Executive Conclusion
For distribution enterprises, ERP selection should be framed as a decision about operating leverage and strategic freedom. The best platform is the one that improves order management reliability, supports trustworthy analytics, and keeps future architecture options open at an acceptable level of complexity. Odoo ERP is a credible option when the business values modular process coverage, deployment flexibility, and the ability to align ERP modernization with broader enterprise integration and governance goals.
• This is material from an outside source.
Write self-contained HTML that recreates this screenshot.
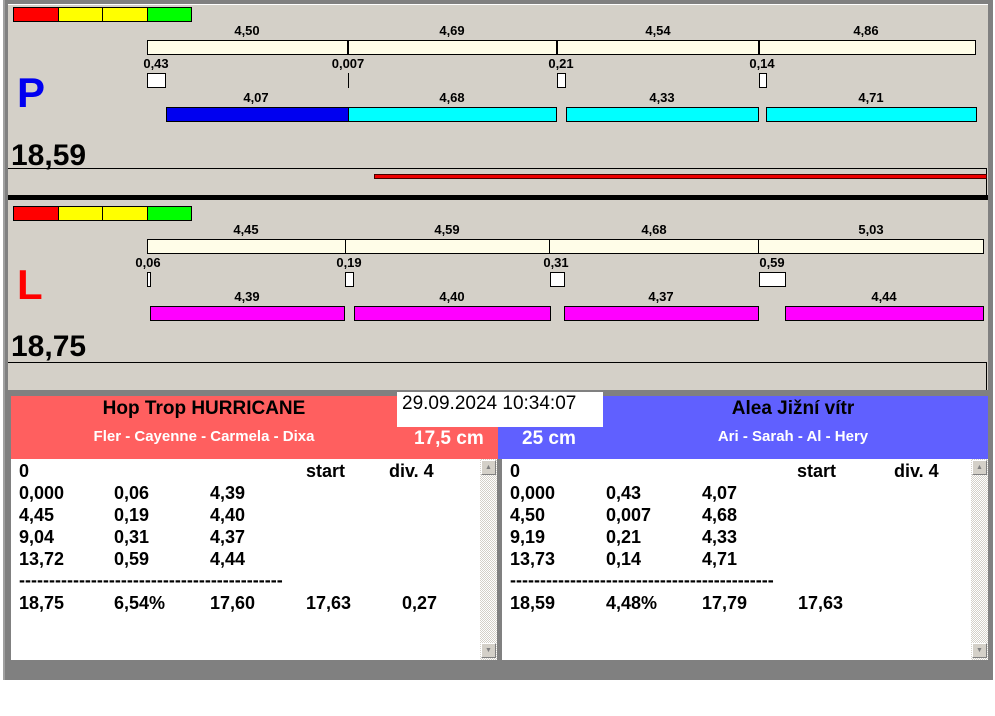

It is not automatically the right choice for every organization, particularly where extreme standardization or minimal operating ownership is the priority.
Executive teams should compare ERP options using a structured methodology: validate distribution process fit, test analytics requirements, model TCO across licensing and operations, assess lock-in exposure, and define a migration path that protects service continuity. Where internal teams or channel partners need a sustainable operating model around Odoo, a partner-first approach to white-label ERP and managed cloud services can reduce execution risk while preserving flexibility. The strongest decision is rarely the most feature-rich or the most marketed platform. It is the one that aligns business process optimization, governance, and long-term architectural control.